The spring of 2008, with the domino collapse of Bear Stearns, AIG, and other major players in the credit default swap market should be another good example of the non-inifinite supply of fools, but for one thing. That market found its fools. It found us.
Rather than take their lumps, the investment banking business convinced our proxies in the government, both Republican and Democrat, that we needed them to get by; that a general collapse of the investment banking sector would doom the economy. The truth is, they're probably right. We do need institutions that provide business loans, offer investment opportunities, broker arrangements between buyers and sellers, and all those other actions needed to ensure that dollars are available to business and individuals. Without credit and opportunities for investment, the economy might not die, but it would certainly be a very stagnant, slow-moving place.
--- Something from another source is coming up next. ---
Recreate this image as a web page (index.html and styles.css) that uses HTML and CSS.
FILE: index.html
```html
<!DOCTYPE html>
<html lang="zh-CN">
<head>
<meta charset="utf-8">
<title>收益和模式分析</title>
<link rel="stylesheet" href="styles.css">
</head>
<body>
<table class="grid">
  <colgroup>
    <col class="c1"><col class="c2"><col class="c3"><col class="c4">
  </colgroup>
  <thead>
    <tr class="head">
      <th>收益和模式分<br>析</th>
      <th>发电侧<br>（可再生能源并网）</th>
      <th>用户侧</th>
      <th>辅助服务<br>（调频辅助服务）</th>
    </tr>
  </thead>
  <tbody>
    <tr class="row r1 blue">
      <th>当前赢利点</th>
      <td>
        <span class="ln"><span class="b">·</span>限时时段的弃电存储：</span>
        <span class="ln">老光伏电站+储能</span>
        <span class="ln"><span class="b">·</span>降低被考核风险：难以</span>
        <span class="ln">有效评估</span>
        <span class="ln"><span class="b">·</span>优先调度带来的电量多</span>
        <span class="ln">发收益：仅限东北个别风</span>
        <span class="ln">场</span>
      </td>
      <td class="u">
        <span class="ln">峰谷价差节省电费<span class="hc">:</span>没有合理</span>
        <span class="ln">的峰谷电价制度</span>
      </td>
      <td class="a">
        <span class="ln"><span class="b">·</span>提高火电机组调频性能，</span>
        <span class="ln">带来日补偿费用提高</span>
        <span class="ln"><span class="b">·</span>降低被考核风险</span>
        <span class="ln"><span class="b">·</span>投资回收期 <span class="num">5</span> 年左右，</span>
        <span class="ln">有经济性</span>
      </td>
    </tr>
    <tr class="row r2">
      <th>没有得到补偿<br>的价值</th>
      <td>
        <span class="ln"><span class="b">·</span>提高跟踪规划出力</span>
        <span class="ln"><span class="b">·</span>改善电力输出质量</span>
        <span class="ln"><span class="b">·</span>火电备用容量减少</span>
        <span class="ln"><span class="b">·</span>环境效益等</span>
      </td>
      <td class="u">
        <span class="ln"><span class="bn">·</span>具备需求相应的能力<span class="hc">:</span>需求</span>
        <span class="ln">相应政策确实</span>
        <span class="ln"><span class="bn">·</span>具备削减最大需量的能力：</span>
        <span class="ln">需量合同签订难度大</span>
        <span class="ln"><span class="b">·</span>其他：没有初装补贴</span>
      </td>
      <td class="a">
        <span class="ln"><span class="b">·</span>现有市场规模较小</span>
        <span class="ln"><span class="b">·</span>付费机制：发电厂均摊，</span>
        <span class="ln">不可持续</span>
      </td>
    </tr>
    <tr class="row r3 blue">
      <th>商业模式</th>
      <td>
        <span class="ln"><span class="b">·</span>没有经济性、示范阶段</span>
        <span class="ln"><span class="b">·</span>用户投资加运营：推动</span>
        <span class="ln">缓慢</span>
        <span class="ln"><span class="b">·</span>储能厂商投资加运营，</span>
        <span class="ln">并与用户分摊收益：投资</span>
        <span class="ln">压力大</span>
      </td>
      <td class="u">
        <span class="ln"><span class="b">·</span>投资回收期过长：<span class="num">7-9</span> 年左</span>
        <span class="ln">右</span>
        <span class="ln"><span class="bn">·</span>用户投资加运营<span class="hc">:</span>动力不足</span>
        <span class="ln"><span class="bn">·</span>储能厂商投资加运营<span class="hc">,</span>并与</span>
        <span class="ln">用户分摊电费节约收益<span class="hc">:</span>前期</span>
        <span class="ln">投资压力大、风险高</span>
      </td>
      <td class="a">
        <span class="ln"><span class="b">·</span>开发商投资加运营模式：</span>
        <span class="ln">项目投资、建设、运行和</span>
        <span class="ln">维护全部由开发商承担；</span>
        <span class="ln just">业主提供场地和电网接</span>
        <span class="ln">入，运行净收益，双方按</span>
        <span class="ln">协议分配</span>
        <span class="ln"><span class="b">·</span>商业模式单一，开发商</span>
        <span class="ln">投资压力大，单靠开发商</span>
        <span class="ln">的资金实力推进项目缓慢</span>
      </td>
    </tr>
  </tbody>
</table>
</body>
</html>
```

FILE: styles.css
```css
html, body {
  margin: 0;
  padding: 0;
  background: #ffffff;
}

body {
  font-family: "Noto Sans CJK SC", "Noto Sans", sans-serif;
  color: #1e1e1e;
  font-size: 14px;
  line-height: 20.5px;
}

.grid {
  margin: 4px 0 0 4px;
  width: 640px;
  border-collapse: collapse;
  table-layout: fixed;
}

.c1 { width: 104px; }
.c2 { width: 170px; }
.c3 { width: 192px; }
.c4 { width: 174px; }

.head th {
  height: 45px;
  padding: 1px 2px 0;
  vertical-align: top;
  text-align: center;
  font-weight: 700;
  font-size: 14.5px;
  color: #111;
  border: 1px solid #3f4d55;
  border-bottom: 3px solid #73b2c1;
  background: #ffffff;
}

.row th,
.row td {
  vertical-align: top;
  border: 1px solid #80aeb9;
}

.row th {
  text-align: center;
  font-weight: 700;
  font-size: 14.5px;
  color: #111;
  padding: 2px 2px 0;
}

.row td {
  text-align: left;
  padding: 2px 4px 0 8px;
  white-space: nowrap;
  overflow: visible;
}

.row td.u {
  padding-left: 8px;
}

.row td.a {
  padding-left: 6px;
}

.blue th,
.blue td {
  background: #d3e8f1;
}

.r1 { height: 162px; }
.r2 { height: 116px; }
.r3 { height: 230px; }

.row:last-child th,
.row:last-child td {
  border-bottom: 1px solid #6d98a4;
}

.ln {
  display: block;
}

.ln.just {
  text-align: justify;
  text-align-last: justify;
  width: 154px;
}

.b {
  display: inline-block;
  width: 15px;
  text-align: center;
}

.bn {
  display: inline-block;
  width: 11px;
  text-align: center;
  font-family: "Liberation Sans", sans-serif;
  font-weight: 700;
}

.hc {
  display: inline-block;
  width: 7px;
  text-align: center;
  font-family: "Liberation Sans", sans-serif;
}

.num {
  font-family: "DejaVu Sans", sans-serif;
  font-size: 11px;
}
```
The thing is, nothing says we need these institutions. Nothing says we have to tolerate the level of self-congratualtory arrogance that pays million dollar bonuses from bailout funds. Nothing says we have to reward incompetence with guaranteed profitability, or mistake institutionalized gambling for free enterprise. Nothing says we have to accept that instruments of fiscal destruction are equivalent to "creativity," or buy into the argument that only the people who have turned Wall Street into a financial sewer know where the shut-off valves are hidden.
We can't do without institutions that promote growth and investment, but we can certainly do without institutions that lionize greed, arrogance, and recklessness. The threat that they might fail should be no threat at all.
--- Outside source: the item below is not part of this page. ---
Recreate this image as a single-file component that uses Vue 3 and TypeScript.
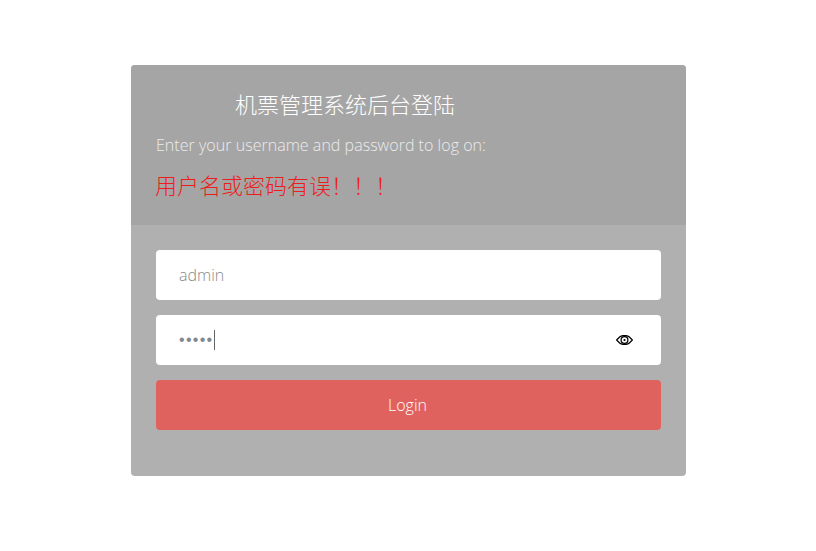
<script setup lang="ts">
const title = '机票管理系统后台登陆'
const subtitle = 'Enter your username and password to log on:'
const errorMessage = '用户名或密码有误！！！'
</script>

<template>
  <main class="page">
    <section class="card">
      <header class="head">
        <h3 class="title">{{ title }}</h3>
        <p class="subtitle">{{ subtitle }}</p>
        <p class="error">{{ errorMessage }}</p>
      </header>
      <form class="form" @submit.prevent>
        <div class="field"><span class="value">admin</span></div>
        <div class="field">
          <span class="dots">•••••</span><span class="caret"></span>
          <svg class="eye" viewBox="0 0 17 10" width="17" height="10" aria-hidden="true">
            <path d="M0.6 5 L3.6 2 C5 0.9 6.6 0.5 8.5 0.5 S12 0.9 13.4 2 L16.4 5 L13.4 8 C12 9.1 10.4 9.5 8.5 9.5 S5 9.1 3.6 8 Z" fill="none" stroke="#000" stroke-width="1.25" />
            <circle cx="8.5" cy="5" r="3.4" fill="none" stroke="#000" stroke-width="1.25" />
            <circle cx="8.5" cy="5" r="1.1" fill="#000" />
          </svg>
        </div>
        <button class="login" type="submit">Login</button>
      </form>
    </section>
  </main>
</template>

<style scoped>
.page {
  display: flex;
  justify-content: flex-start;
  padding: 65px 0 75px 131px;
  font-family: "Open Sans", "Noto Sans CJK SC", sans-serif;
  font-weight: 300;
}
.card {
  width: 555px;
  height: 411px;
  border-radius: 4px;
  overflow: hidden;
  background: #b0b0b0;
}
.head {
  height: 160px;
  box-sizing: border-box;
  padding: 26px 25px 0;
  background: #a5a5a5;
}
.title {
  margin: 0 0 0 79px;
  font-size: 22px;
  line-height: 26px;
  font-weight: 300;
  color: #fff;
}
.subtitle {
  margin: 15px 0 0;
  font-size: 16px;
  line-height: 26px;
  letter-spacing: 0.03px;
  color: #ececec;
  white-space: nowrap;
}
.error {
  margin: 12px 0 0 -1px;
  font-size: 22px;
  line-height: 30px;
  color: #ee1c1c;
}
.form {
  display: flex;
  flex-direction: column;
  gap: 15px;
  padding: 25px;
}
.field {
  display: flex;
  align-items: center;
  height: 50px;
  box-sizing: border-box;
  padding: 0 28px 0 23px;
  border-radius: 4px;
  background: #fff;
  color: #888;
  font-size: 16px;
}
.dots {
  font-family: "Liberation Sans", sans-serif;
  font-size: 16px;
  font-weight: 400;
  letter-spacing: 1.3px;
  color: #808890;
}
.caret {
  width: 1px;
  height: 20px;
  background: #666;
}
.eye {
  margin-left: auto;
}
.login {
  height: 50px;
  padding: 0 2px 0 0;
  border: 0;
  border-radius: 4px;
  background: #df625e;
  color: #fff;
  font: inherit;
  font-size: 16px;
}
</style>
In fact, what we should be looking for from Wall Street is reasons why we shouldn't take them apart. Repeated experiments in giving the investment community rope, whether it's savings & loans or investment banks, have demonstrated their willingness to hang the whole nation. Given that evidence, the smart thing to do is stop giving them rope, damn it. Instead, look at ways to trim back their influence.
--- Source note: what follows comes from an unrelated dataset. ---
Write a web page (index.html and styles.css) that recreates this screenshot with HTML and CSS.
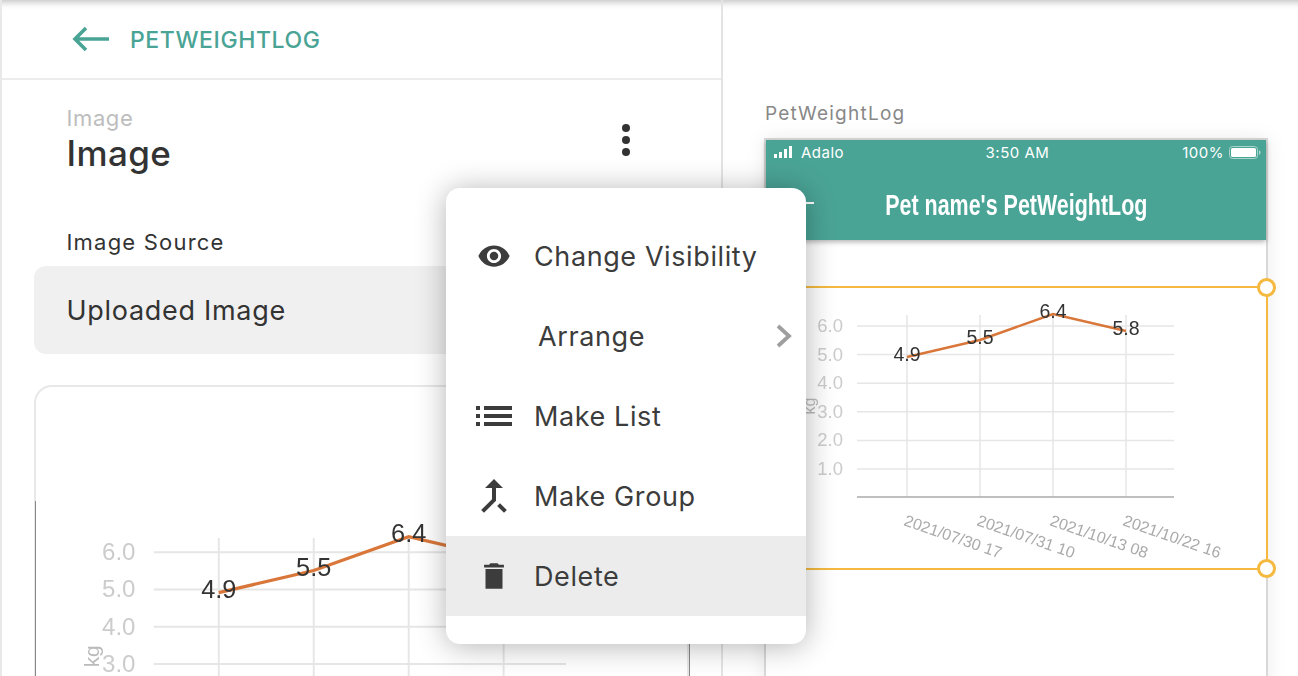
FILE: index.html
```html
<!DOCTYPE html>
<html lang="en">

<head>
	<meta charset="UTF-8">
	<meta name="viewport" content="width=device-width, initial-scale=1.0">
	<title>PetWeightLog</title>
	<link rel="stylesheet" href="styles.css">
</head>

<body>
	<main class="page">
		<section class="panel">
			<header class="panel-header">
				<svg class="back-icon" viewBox="0 0 38 26" width="38" height="26">
					<path d="M37 13H4M14 2L3 13l11 11" fill="none" stroke="#4aa496" stroke-width="3.6" />
				</svg>
				<span class="panel-title">PETWEIGHTLOG</span>
			</header>

			<div class="panel-body">
				<div class="component-head">
					<div>
						<div class="component-type">Image</div>
						<h1 class="component-name">Image</h1>
					</div>
					<div class="more-dots"><i></i><i></i><i></i></div>
				</div>

				<div class="field-label">Image Source</div>
				<div class="field-value">Uploaded Image</div>

				<div class="image-card">
					<svg class="chart chart-large" viewBox="1.5 0 502 282">
						<g class="grid">
							<path d="M92 39H409M92 67.6H409M92 96.2H409M92 124.8H409M92 153.4H409M92 182H409" />
							<path d="M142 28V210M215 28V210M288 28V210M361 28V210" />
						</g>
						<path class="axis" d="M92 210H409" />
						<g class="y-labels">
							<text x="78" y="45">6.0</text>
							<text x="78" y="73.600">5.0</text>
							<text x="78" y="102.200">4.0</text>
							<text x="78" y="130.800">3.0</text>
							<text x="78" y="159.400">2.0</text>
							<text x="78" y="188">1.0</text>
						</g>
						<text class="unit" transform="translate(50 119) rotate(-90)">kg</text>
						<polyline class="line" points="142,70 215,53 288,27 361,44" />
						<g class="values">
							<text x="142" y="74">4.9</text>
							<text x="215" y="57">5.5</text>
							<text x="288" y="31">6.4</text>
							<text x="361" y="48">5.8</text>
						</g>
						<g class="dates">
							<text transform="translate(138 238) rotate(19)">2021/07/30 17</text>
							<text transform="translate(211 238) rotate(19)">2021/07/31 10</text>
							<text transform="translate(284 238) rotate(19)">2021/10/13 08</text>
							<text transform="translate(357 238) rotate(19)">2021/10/22 16</text>
						</g>
					</svg>
				</div>
			</div>
		</section>

		<section class="canvas">
			<div class="screen-name">PetWeightLog</div>
			<div class="phone">
				<div class="app-bar">
					<div class="status-bar">
						<div class="status-left">
							<svg viewBox="0 0 19 12" width="19" height="12">
								<path d="M0 8h3v4H0zM5 6h3v6H5zM10 3h3v9h-3zM15 0h3v12h-3z" fill="#fff" />
							</svg>
							<span>Adalo</span>
						</div>
						<span class="status-time">3:50 AM</span>
						<div class="status-right">
							<span>100%</span>
							<svg viewBox="0 0 32 13" width="32" height="13">
								<rect x="0.500" y="0.500" width="28" height="12" rx="3" fill="none" stroke="#a9d5cd" />
								<rect x="2" y="2" width="25" height="9" rx="1.500" fill="#fff" />
								<path d="M30 4.500c1 0 1.500.5 1.500 2s-.5 2-1.500 2z" fill="#a9d5cd" />
							</svg>
						</div>
					</div>
					<div class="app-title-row">
						<svg class="app-back" viewBox="0 0 24 16" width="24" height="16">
							<path d="M24 8H2M8 2L2 8l6 6" fill="none" stroke="#fff" stroke-width="2" />
						</svg>
						<span class="app-title">Pet name's PetWeightLog</span>
					</div>
				</div>

				<div class="selection">
					<svg class="chart" viewBox="0 0 502 282">
						<g class="grid">
							<path d="M92 39H409M92 67.6H409M92 96.2H409M92 124.8H409M92 153.4H409M92 182H409" />
							<path d="M142 28V210M215 28V210M288 28V210M361 28V210" />
						</g>
						<path class="axis" d="M92 210H409" />
						<g class="y-labels">
							<text x="78" y="45">6.0</text>
							<text x="78" y="73.600">5.0</text>
							<text x="78" y="102.200">4.0</text>
							<text x="78" y="130.800">3.0</text>
							<text x="78" y="159.400">2.0</text>
							<text x="78" y="188">1.0</text>
						</g>
						<text class="unit" transform="translate(50 119) rotate(-90)">kg</text>
						<polyline class="line" points="142,70 215,53 288,27 361,44" />
						<g class="values">
							<text x="142" y="74">4.9</text>
							<text x="215" y="57">5.5</text>
							<text x="288" y="31">6.4</text>
							<text x="361" y="48">5.8</text>
						</g>
						<g class="dates">
							<text transform="translate(138 238) rotate(19)">2021/07/30 17</text>
							<text transform="translate(211 238) rotate(19)">2021/07/31 10</text>
							<text transform="translate(284 238) rotate(19)">2021/10/13 08</text>
							<text transform="translate(357 238) rotate(19)">2021/10/22 16</text>
						</g>
					</svg>
					<span class="handle handle-top"></span>
					<span class="handle handle-bottom"></span>
				</div>
			</div>
		</section>

		<!-- context menu, sits over the panel and the phone -->
		<ul class="menu">
			<li class="menu-item">
				<span class="menu-icon">
					<svg viewBox="0 0 24 24" width="34" height="34">
						<path d="M12 4.500C7 4.500 2.730 7.610 1 12c1.730 4.390 6 7.500 11 7.500s9.270-3.110 11-7.500c-1.730-4.390-6-7.500-11-7.500zM12 17c-2.760 0-5-2.240-5-5s2.240-5 5-5 5 2.240 5 5-2.240 5-5 5zm0-8c-1.660 0-3 1.340-3 3s1.340 3 3 3 3-1.340 3-3-1.340-3-3-3z" />
					</svg>
				</span>
				Change Visibility
			</li>
			<li class="menu-item menu-item-plain">
				<span class="menu-icon"></span>
				Arrange
				<svg class="chevron" viewBox="0 0 16 24" width="16" height="24">
					<path d="M2 2l11 10L2 22" fill="none" stroke="#9e9e9e" stroke-width="3.800" />
				</svg>
			</li>
			<li class="menu-item">
				<span class="menu-icon">
					<svg viewBox="0 0 36 20" width="36" height="20">
						<path d="M0 0h4v4H0zM0 8h4v4H0zM0 16h4v4H0zM8 0h28v4H8zM8 8h28v4H8zM8 16h28v4H8z" />
					</svg>
				</span>
				Make List
			</li>
			<li class="menu-item">
				<span class="menu-icon">
					<svg viewBox="0 0 24 24" width="48" height="48">
						<path d="M17 20.410L18.410 19 15 15.590 13.590 17 17 20.410zM7.500 8H11v5.590L5.590 19 7 20.410l6-6V8h3.500L12 3.500 7.500 8z" />
					</svg>
				</span>
				Make Group
			</li>
			<li class="menu-item menu-item-active">
				<span class="menu-icon">
					<svg viewBox="0 0 24 24" width="34" height="34">
						<path d="M6 21h12V7H6zM19 4h-3.500l-1-1h-5l-1 1H5v2h14V4z" />
					</svg>
				</span>
				Delete
			</li>
		</ul>
	</main>
</body>

</html>
```

FILE: styles.css
```css
* {
	margin: 0;
	padding: 0;
	box-sizing: border-box;
}

html,
body {
	height: 100%;
	overflow: hidden;
}

body {
	background: #fff;
	color: #333;
	font-family: Inter, "Noto Sans", sans-serif;
}

.page {
	position: relative;
	display: flex;
	height: 676px;
	overflow: hidden;
	box-shadow: inset 0 8px 7px -6px rgba(0, 0, 0, 0.26);
}

/* left panel */
.panel {
	width: 723px;
	flex-shrink: 0;
	border-left: 2px solid #e9e9e9;
	border-right: 2px solid #e4e4e4;
}

.panel-header {
	display: flex;
	align-items: center;
	height: 80px;
	padding: 2px 0 0 70px;
	border-bottom: 2px solid #ececec;
}

.back-icon {
	margin: -2px 20px 0 0;
}

.panel-title {
	color: #4aa496;
	font-size: 23px;
	font-weight: 500;
	letter-spacing: 0.6px;
}

.panel-body {
	padding: 0 32px;
}

.component-head {
	display: flex;
	justify-content: space-between;
	padding: 25px 0 0 32.500px;
	height: 150px;
}

.component-type {
	color: #bdbdbd;
	font-size: 22px;
	letter-spacing: 0.6px;
	line-height: 26px;
}

.component-name {
	font-size: 35px;
	font-weight: 500;
	letter-spacing: 0.4px;
	line-height: 44px;
}

.more-dots {
	display: flex;
	flex-direction: column;
	gap: 4px;
	margin: 19px 59px 0 0;
}

.more-dots i {
	width: 8px;
	height: 8px;
	border-radius: 50%;
	background: #333;
}

.field-label {
	padding: 1px 0 0 32.500px;
	font-size: 22px;
	letter-spacing: 1.200px;
	line-height: 23px;
}

.field-value {
	display: flex;
	align-items: center;
	height: 88px;
	margin-top: 12px;
	padding-left: 32.500px;
	border-radius: 12px;
	background: #f0f0f0;
	font-size: 27px;
	letter-spacing: 0.700px;
}

.image-card {
	height: 400px;
	margin-top: 31px;
	padding-top: 114px;
	border: 2px solid #e8e8e8;
	border-radius: 18px;
}

/* chart image, used in the panel and on the phone */
.chart {
	display: block;
	width: 502px;
	height: 282px;
	font-family: "Liberation Sans", Arial, sans-serif;
	filter: blur(0.3px);
}

.chart-large {
	width: 655px;
	height: 368px;
	margin-left: -1px;
	border-left: 1px solid #888;
	border-right: 1px solid #888;
}

.grid path {
	fill: none;
	stroke: #e6e6e6;
	stroke-width: 1.5;
}

.axis {
	fill: none;
	stroke: #aaa;
	stroke-width: 1.5;
}

.y-labels text {
	fill: #ccc;
	font-size: 18.500px;
	text-anchor: end;
}

.unit {
	fill: #bbb;
	font-size: 16px;
	text-anchor: middle;
}

.line {
	fill: none;
	stroke: #d9773a;
	stroke-width: 2.500;
}

.values text {
	fill: #333;
	font-size: 19.500px;
	text-anchor: middle;
}

.dates text {
	fill: #aaa;
	font-size: 16px;
}

/* right canvas */
.canvas {
	flex: 1;
	padding: 102px 0 0 41px;
}

.screen-name {
	padding-left: 1px;
	color: #888;
	font-size: 19px;
	letter-spacing: 1.250px;
	line-height: 24px;
	margin-bottom: 12px;
}

.phone {
	width: 504px;
	height: 560px;
	border: 2px solid #d8d8d8;
	border-bottom: 0;
	box-shadow: 0 0 18px rgba(0, 0, 0, 0.08);
}

.app-bar {
	height: 100px;
	background: #4aa496;
	color: #fff;
	box-shadow: 0 2px 5px rgba(0, 0, 0, 0.3);
}

.status-bar {
	display: flex;
	align-items: center;
	justify-content: space-between;
	height: 24px;
	padding: 0 5px 0 8px;
	font-size: 15px;
	letter-spacing: 0.500px;
}

.status-left,
.status-right {
	display: flex;
	align-items: center;
	gap: 8px;
	width: 160px;
}

.status-right {
	gap: 5px;
	justify-content: flex-end;
}

.app-title-row {
	position: relative;
	display: flex;
	justify-content: center;
	align-items: center;
	height: 76px;
	padding-top: 6px;
}

.app-back {
	position: absolute;
	left: 24px;
	top: 31px;
}

/* no condensed family here, so the bold sans is squeezed to the title's width */
.app-title {
	display: inline-block;
	font-family: "Liberation Sans", sans-serif;
	font-size: 30px;
	font-weight: 700;
	white-space: nowrap;
	transform: scaleX(0.715);
}

.selection {
	position: relative;
	width: 504px;
	height: 284px;
	margin: 46px 0 0 -2px;
	border: 2px solid #f5b93f;
}

.selection .chart {
	margin: -1px 0 0 -1px;
}

.handle {
	position: absolute;
	right: -10px;
	width: 19px;
	height: 19px;
	border: 3px solid #f5b93f;
	border-radius: 50%;
	background: #fff;
}

.handle-top {
	top: -10px;
}

.handle-bottom {
	bottom: -10px;
}

/* context menu */
.menu {
	position: absolute;
	left: 446px;
	top: 188px;
	width: 360px;
	padding: 28px 0;
	border-radius: 14px;
	background: #fff;
	box-shadow: 0 2px 30px rgba(0, 0, 0, 0.3);
	list-style: none;
}

.menu-item {
	display: flex;
	align-items: center;
	height: 80px;
	padding-left: 24px;
	color: #3c3c3c;
	font-size: 27px;
	letter-spacing: 0.600px;
}

.menu-item-plain {
	position: relative;
	padding-left: 28px;
}

.menu-item-active {
	background: #ececec;
}

.menu-icon {
	display: flex;
	align-items: center;
	justify-content: center;
	width: 48px;
	margin-right: 16px;
}

.menu-icon svg path {
	fill: #3c3c3c;
}

.chevron {
	position: absolute;
	right: 14px;
	top: 28px;
}
```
Many people went broke during the tulip trade. A few got very rich, but the wealth of the nation did not increase. It didn't increase during the collapse, but it also didn't increase during the rise of tulip prices. After all, whether we're talking tulip futures or credit default swaps, these are instruments of wealth concentration, not wealth creation. At the end of the deal you have no more value than what came into the market from outside, it's just in fewer hands. What happened is that people who had been doing productive work that created items of lasting value, instead turned to the market as a way to make a living. Even in good times, that's a net loss.
Somewhere along the line Wall Street has decided that among the hands involved in the markets, theirs should never come up empty, but writing in the Harvard Business Review, Umair Haque makes an excellent case for discounting the value of Wall Street.
If I had to pin those realities down, I'd say the following deserve a place on the list: That the wealth of a nation isn't merely the sum of its tradable riches; that a thriving marketplace isn't a big box store; that industrial output matters less than human outcomes; that work that matters yields accomplishments that endure; that Goldman Sachs probably shouldn't be as profitable as Apple, because builders should earn more than shufflers; that the worth of an enduring achievement is denominated in more than mere profit; that how we feel about our lives is worth more than how enviably glamorous they look; that tomorrow matters more — not less — than today.
The idea that we can not live without the current generation of Wall Street institutions is as much an illusion as the value of Semper Augustus... and a lot less pretty.
NOTE
If you're interested in learning more about tulips, the tulip market, and why 17th century varieties of this flower were so much more appealing than the monocolor blobs that pop out of your garden in the spring, a terrific place to start is with Michael Pollan's The Botany of Desire.
I'd also urge you to go to the Harvard Business Review and read Umair Haque's article, which contains a lot more of value than I've quoted here. In fact, if you happen to be on Wall Street today for... reasons of your own, you might want to read it aloud.